begin DATA TO PROCESS

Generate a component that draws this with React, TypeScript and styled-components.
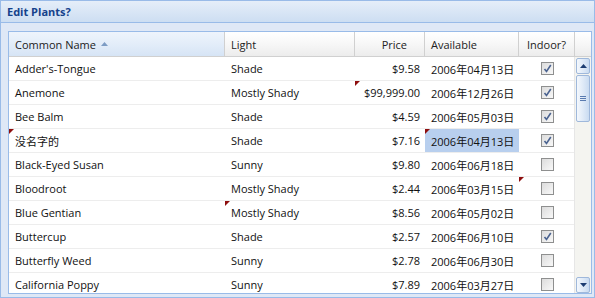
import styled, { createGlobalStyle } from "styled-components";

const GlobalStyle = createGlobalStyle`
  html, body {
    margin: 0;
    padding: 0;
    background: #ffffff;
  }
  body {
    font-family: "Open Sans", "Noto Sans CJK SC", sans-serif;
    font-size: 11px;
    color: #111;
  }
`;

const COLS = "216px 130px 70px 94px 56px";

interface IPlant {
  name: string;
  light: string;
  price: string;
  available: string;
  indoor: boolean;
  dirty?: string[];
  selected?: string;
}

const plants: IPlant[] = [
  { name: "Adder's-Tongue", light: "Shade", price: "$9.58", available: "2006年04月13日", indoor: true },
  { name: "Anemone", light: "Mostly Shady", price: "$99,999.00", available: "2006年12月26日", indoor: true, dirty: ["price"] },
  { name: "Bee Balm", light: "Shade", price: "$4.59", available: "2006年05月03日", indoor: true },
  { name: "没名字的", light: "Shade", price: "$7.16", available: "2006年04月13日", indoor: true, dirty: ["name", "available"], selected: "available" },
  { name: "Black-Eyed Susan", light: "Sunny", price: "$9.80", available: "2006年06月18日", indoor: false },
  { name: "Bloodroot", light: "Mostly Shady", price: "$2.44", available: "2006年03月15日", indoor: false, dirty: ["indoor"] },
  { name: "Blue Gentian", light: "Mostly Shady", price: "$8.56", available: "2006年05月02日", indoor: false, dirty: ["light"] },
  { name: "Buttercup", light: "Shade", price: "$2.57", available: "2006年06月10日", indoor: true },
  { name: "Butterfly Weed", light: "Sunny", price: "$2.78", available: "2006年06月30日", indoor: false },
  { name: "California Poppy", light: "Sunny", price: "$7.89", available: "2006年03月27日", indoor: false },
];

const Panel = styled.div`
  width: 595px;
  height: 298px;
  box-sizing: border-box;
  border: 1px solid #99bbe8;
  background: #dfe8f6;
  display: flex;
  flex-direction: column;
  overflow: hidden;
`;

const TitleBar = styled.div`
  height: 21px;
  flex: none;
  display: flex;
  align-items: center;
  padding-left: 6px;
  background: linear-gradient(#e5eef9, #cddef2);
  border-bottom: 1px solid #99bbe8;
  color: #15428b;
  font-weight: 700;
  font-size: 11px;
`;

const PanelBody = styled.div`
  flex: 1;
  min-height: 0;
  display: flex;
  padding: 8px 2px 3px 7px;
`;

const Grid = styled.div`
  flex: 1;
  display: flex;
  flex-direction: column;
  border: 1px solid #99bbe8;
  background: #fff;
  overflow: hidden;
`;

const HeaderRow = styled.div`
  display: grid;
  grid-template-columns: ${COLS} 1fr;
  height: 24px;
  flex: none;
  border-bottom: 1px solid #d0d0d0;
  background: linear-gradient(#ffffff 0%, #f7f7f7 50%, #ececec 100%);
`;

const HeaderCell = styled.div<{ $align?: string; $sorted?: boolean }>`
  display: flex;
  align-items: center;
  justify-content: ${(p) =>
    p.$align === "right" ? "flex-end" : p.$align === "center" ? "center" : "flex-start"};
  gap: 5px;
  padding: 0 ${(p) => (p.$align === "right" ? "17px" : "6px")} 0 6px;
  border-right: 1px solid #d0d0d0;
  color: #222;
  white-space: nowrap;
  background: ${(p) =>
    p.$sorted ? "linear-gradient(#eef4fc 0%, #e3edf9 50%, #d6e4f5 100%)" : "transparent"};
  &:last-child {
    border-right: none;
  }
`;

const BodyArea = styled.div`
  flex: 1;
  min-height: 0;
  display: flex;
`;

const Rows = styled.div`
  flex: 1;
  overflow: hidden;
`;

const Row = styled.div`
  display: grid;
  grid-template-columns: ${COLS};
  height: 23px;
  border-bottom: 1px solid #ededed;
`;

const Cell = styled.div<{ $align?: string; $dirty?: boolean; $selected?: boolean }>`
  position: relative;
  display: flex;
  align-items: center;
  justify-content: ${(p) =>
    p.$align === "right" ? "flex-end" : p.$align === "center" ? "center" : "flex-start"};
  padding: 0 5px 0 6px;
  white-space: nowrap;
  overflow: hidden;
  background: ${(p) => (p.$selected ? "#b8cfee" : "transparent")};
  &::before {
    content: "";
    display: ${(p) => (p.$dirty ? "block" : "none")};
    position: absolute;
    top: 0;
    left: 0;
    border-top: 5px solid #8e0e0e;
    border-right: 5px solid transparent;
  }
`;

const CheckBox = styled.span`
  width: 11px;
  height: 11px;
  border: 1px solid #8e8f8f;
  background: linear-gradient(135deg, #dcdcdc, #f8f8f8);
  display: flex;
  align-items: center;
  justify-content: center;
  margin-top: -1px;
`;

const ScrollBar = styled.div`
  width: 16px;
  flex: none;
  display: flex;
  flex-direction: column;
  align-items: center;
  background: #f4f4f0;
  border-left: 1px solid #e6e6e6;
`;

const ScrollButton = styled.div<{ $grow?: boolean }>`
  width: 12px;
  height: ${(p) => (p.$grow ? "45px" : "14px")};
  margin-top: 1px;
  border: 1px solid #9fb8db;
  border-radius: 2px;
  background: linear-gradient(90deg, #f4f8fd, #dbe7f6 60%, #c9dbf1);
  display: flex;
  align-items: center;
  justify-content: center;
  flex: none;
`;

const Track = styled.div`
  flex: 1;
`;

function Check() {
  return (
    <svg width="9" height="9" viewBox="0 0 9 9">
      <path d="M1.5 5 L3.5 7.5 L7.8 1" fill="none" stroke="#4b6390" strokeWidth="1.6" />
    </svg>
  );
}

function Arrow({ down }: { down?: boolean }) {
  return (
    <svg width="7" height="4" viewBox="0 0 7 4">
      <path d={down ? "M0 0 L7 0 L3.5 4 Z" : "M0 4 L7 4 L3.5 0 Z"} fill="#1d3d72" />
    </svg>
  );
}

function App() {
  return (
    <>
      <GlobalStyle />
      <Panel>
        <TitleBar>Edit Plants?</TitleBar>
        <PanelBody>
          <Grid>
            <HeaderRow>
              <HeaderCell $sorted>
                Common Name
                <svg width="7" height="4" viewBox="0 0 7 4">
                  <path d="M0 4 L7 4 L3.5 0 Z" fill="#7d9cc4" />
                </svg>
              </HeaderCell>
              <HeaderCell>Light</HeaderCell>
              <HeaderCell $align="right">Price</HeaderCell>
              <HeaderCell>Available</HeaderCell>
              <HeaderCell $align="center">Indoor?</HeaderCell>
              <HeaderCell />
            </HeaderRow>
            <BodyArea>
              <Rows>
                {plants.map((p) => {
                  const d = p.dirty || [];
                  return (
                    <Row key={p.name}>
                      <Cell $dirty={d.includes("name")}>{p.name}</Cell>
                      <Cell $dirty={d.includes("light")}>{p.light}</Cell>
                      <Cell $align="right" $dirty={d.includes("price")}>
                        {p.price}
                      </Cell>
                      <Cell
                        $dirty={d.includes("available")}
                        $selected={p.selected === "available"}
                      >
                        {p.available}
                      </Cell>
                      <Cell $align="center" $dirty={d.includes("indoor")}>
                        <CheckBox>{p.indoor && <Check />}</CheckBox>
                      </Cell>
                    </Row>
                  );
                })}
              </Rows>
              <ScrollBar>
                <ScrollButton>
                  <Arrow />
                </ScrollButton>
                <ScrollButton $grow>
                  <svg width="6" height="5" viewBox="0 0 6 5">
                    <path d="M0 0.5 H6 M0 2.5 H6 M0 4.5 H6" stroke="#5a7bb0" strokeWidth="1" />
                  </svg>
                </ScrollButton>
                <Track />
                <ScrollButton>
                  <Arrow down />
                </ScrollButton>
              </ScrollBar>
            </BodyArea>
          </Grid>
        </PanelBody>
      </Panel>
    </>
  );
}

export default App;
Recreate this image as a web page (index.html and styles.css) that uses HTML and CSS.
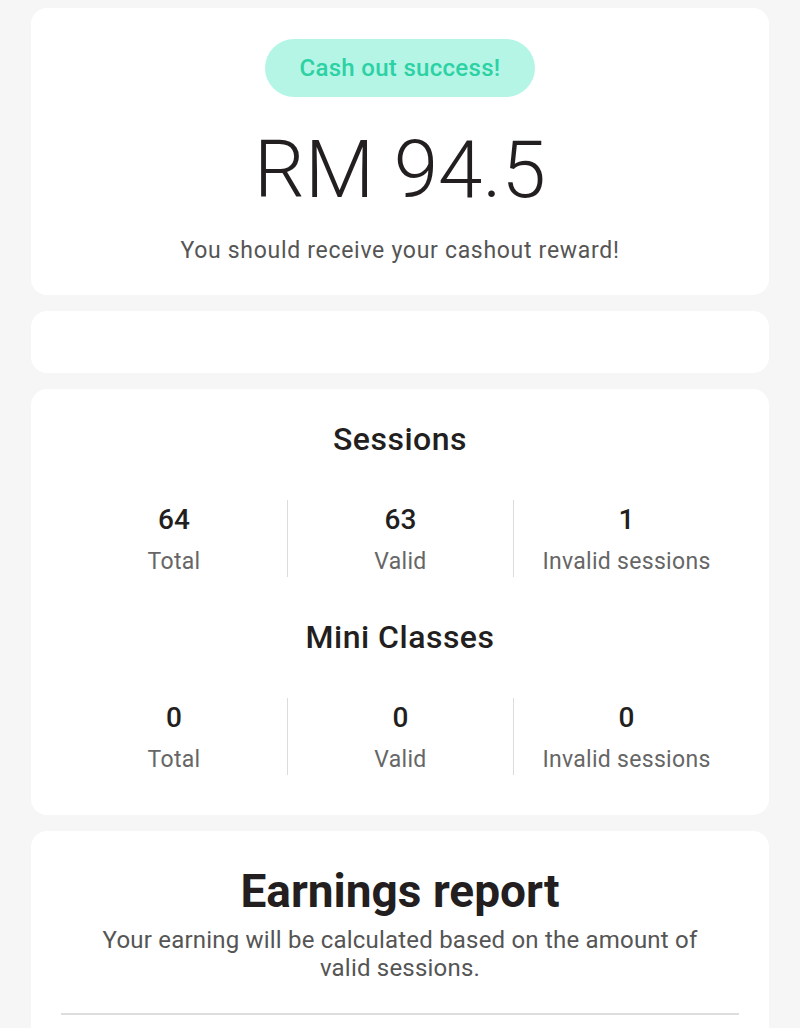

end DATA TO PROCESS

(REQUIRED WORK) Reproduce the data word for word, excluding its pictures.

(COMPLETE OUTPUT)
Generate a component that draws this with React, TypeScript and styled-components.
import styled, { createGlobalStyle } from "styled-components";

const GlobalStyle = createGlobalStyle`
  html, body {
    margin: 0;
    padding: 0;
    background: #ffffff;
  }
  body {
    font-family: "Open Sans", "Noto Sans CJK SC", sans-serif;
    font-size: 11px;
    color: #111;
  }
`;

const COLS = "216px 130px 70px 94px 56px";

interface IPlant {
  name: string;
  light: string;
  price: string;
  available: string;
  indoor: boolean;
  dirty?: string[];
  selected?: string;
}

const plants: IPlant[] = [
  { name: "Adder's-Tongue", light: "Shade", price: "$9.58", available: "2006年04月13日", indoor: true },
  { name: "Anemone", light: "Mostly Shady", price: "$99,999.00", available: "2006年12月26日", indoor: true, dirty: ["price"] },
  { name: "Bee Balm", light: "Shade", price: "$4.59", available: "2006年05月03日", indoor: true },
  { name: "没名字的", light: "Shade", price: "$7.16", available: "2006年04月13日", indoor: true, dirty: ["name", "available"], selected: "available" },
  { name: "Black-Eyed Susan", light: "Sunny", price: "$9.80", available: "2006年06月18日", indoor: false },
  { name: "Bloodroot", light: "Mostly Shady", price: "$2.44", available: "2006年03月15日", indoor: false, dirty: ["indoor"] },
  { name: "Blue Gentian", light: "Mostly Shady", price: "$8.56", available: "2006年05月02日", indoor: false, dirty: ["light"] },
  { name: "Buttercup", light: "Shade", price: "$2.57", available: "2006年06月10日", indoor: true },
  { name: "Butterfly Weed", light: "Sunny", price: "$2.78", available: "2006年06月30日", indoor: false },
  { name: "California Poppy", light: "Sunny", price: "$7.89", available: "2006年03月27日", indoor: false },
];

const Panel = styled.div`
  width: 595px;
  height: 298px;
  box-sizing: border-box;
  border: 1px solid #99bbe8;
  background: #dfe8f6;
  display: flex;
  flex-direction: column;
  overflow: hidden;
`;

const TitleBar = styled.div`
  height: 21px;
  flex: none;
  display: flex;
  align-items: center;
  padding-left: 6px;
  background: linear-gradient(#e5eef9, #cddef2);
  border-bottom: 1px solid #99bbe8;
  color: #15428b;
  font-weight: 700;
  font-size: 11px;
`;

const PanelBody = styled.div`
  flex: 1;
  min-height: 0;
  display: flex;
  padding: 8px 2px 3px 7px;
`;

const Grid = styled.div`
  flex: 1;
  display: flex;
  flex-direction: column;
  border: 1px solid #99bbe8;
  background: #fff;
  overflow: hidden;
`;

const HeaderRow = styled.div`
  display: grid;
  grid-template-columns: ${COLS} 1fr;
  height: 24px;
  flex: none;
  border-bottom: 1px solid #d0d0d0;
  background: linear-gradient(#ffffff 0%, #f7f7f7 50%, #ececec 100%);
`;

const HeaderCell = styled.div<{ $align?: string; $sorted?: boolean }>`
  display: flex;
  align-items: center;
  justify-content: ${(p) =>
    p.$align === "right" ? "flex-end" : p.$align === "center" ? "center" : "flex-start"};
  gap: 5px;
  padding: 0 ${(p) => (p.$align === "right" ? "17px" : "6px")} 0 6px;
  border-right: 1px solid #d0d0d0;
  color: #222;
  white-space: nowrap;
  background: ${(p) =>
    p.$sorted ? "linear-gradient(#eef4fc 0%, #e3edf9 50%, #d6e4f5 100%)" : "transparent"};
  &:last-child {
    border-right: none;
  }
`;

const BodyArea = styled.div`
  flex: 1;
  min-height: 0;
  display: flex;
`;

const Rows = styled.div`
  flex: 1;
  overflow: hidden;
`;

const Row = styled.div`
  display: grid;
  grid-template-columns: ${COLS};
  height: 23px;
  border-bottom: 1px solid #ededed;
`;

const Cell = styled.div<{ $align?: string; $dirty?: boolean; $selected?: boolean }>`
  position: relative;
  display: flex;
  align-items: center;
  justify-content: ${(p) =>
    p.$align === "right" ? "flex-end" : p.$align === "center" ? "center" : "flex-start"};
  padding: 0 5px 0 6px;
  white-space: nowrap;
  overflow: hidden;
  background: ${(p) => (p.$selected ? "#b8cfee" : "transparent")};
  &::before {
    content: "";
    display: ${(p) => (p.$dirty ? "block" : "none")};
    position: absolute;
    top: 0;
    left: 0;
    border-top: 5px solid #8e0e0e;
    border-right: 5px solid transparent;
  }
`;

const CheckBox = styled.span`
  width: 11px;
  height: 11px;
  border: 1px solid #8e8f8f;
  background: linear-gradient(135deg, #dcdcdc, #f8f8f8);
  display: flex;
  align-items: center;
  justify-content: center;
  margin-top: -1px;
`;

const ScrollBar = styled.div`
  width: 16px;
  flex: none;
  display: flex;
  flex-direction: column;
  align-items: center;
  background: #f4f4f0;
  border-left: 1px solid #e6e6e6;
`;

const ScrollButton = styled.div<{ $grow?: boolean }>`
  width: 12px;
  height: ${(p) => (p.$grow ? "45px" : "14px")};
  margin-top: 1px;
  border: 1px solid #9fb8db;
  border-radius: 2px;
  background: linear-gradient(90deg, #f4f8fd, #dbe7f6 60%, #c9dbf1);
  display: flex;
  align-items: center;
  justify-content: center;
  flex: none;
`;

const Track = styled.div`
  flex: 1;
`;

function Check() {
  return (
    <svg width="9" height="9" viewBox="0 0 9 9">
      <path d="M1.5 5 L3.5 7.5 L7.8 1" fill="none" stroke="#4b6390" strokeWidth="1.6" />
    </svg>
  );
}

function Arrow({ down }: { down?: boolean }) {
  return (
    <svg width="7" height="4" viewBox="0 0 7 4">
      <path d={down ? "M0 0 L7 0 L3.5 4 Z" : "M0 4 L7 4 L3.5 0 Z"} fill="#1d3d72" />
    </svg>
  );
}

function App() {
  return (
    <>
      <GlobalStyle />
      <Panel>
        <TitleBar>Edit Plants?</TitleBar>
        <PanelBody>
          <Grid>
            <HeaderRow>
              <HeaderCell $sorted>
                Common Name
                <svg width="7" height="4" viewBox="0 0 7 4">
                  <path d="M0 4 L7 4 L3.5 0 Z" fill="#7d9cc4" />
                </svg>
              </HeaderCell>
              <HeaderCell>Light</HeaderCell>
              <HeaderCell $align="right">Price</HeaderCell>
              <HeaderCell>Available</HeaderCell>
              <HeaderCell $align="center">Indoor?</HeaderCell>
              <HeaderCell />
            </HeaderRow>
            <BodyArea>
              <Rows>
                {plants.map((p) => {
                  const d = p.dirty || [];
                  return (
                    <Row key={p.name}>
                      <Cell $dirty={d.includes("name")}>{p.name}</Cell>
                      <Cell $dirty={d.includes("light")}>{p.light}</Cell>
                      <Cell $align="right" $dirty={d.includes("price")}>
                        {p.price}
                      </Cell>
                      <Cell
                        $dirty={d.includes("available")}
                        $selected={p.selected === "available"}
                      >
                        {p.available}
                      </Cell>
                      <Cell $align="center" $dirty={d.includes("indoor")}>
                        <CheckBox>{p.indoor && <Check />}</CheckBox>
                      </Cell>
                    </Row>
                  );
                })}
              </Rows>
              <ScrollBar>
                <ScrollButton>
                  <Arrow />
                </ScrollButton>
                <ScrollButton $grow>
                  <svg width="6" height="5" viewBox="0 0 6 5">
                    <path d="M0 0.5 H6 M0 2.5 H6 M0 4.5 H6" stroke="#5a7bb0" strokeWidth="1" />
                  </svg>
                </ScrollButton>
                <Track />
                <ScrollButton>
                  <Arrow down />
                </ScrollButton>
              </ScrollBar>
            </BodyArea>
          </Grid>
        </PanelBody>
      </Panel>
    </>
  );
}

export default App;
Recreate this image as a web page (index.html and styles.css) that uses HTML and CSS.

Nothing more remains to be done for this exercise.